I see now how you are using the satin effect as basically a color overlay with a blending mode, and it works pretty well as long as the color you are trying to change doesn't have any significant black component, nor would I want to try to use a spot color. Pretty slick

What am I looking for with the ai file? I'm able to copy and paste the paths into ID just fine and they are completely editable. There is a differnce in how ID handles the Multiply mode from how Illustrator is doing it. Illy seems to be isolating the layers so you get the red in the center. ID won't do that, so you get a rich mud black, but nobody ever claimed that ID had all of the capabilities of Illustrator. It's possible, perhaps, though I didn't discover a way, that you can get ID to also isolate the cyan from the center overlap. You could certainly cut a hole in it there using the pathfinder, but that's inelegant and not easily edited later.

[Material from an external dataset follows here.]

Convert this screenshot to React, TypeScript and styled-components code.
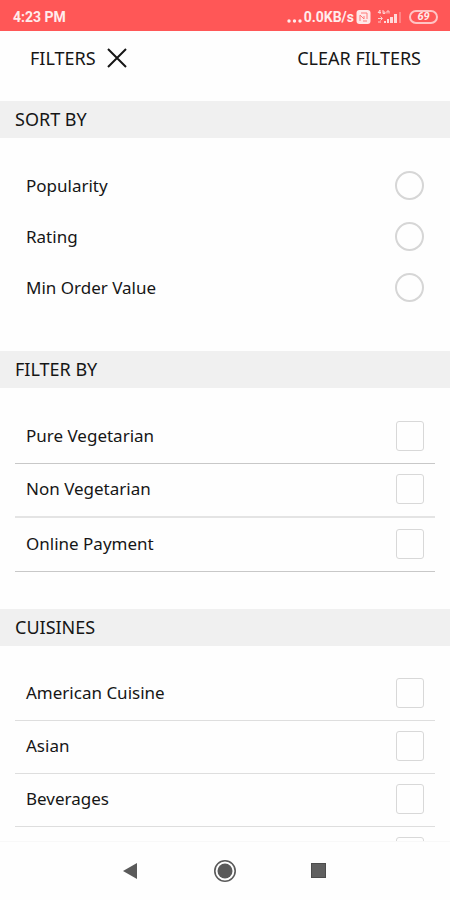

I think if you look at the other discussion you'll see I said something to the effect of the path would remain editable in ID to the extent that ID is able to edit paths. This does not mean you will always be able to copy/paste paths and get an exact reproduction of the art in Illustrator. It means you'll be able to copy paths much of the time and edit them in ID if you need to do so and can achieve the effect you are looking for. There are plenty of cases where this is not approproriate.

I would probably never, for example, copy art like the sample Mike posted the other day. It would be faster to just create it in ID (particularly for me becasue my Illustrator skills are pretty weak), or to place it if there was no editing required. I did what I did with the copy/paste just to show that it could be done and the paths and overprints could be manipulated directly in ID. Frankly, it was a pain in the neck. I had to do it in logical chunks to keep ID from wanting to paste as uneditable .eps because there were so many paths.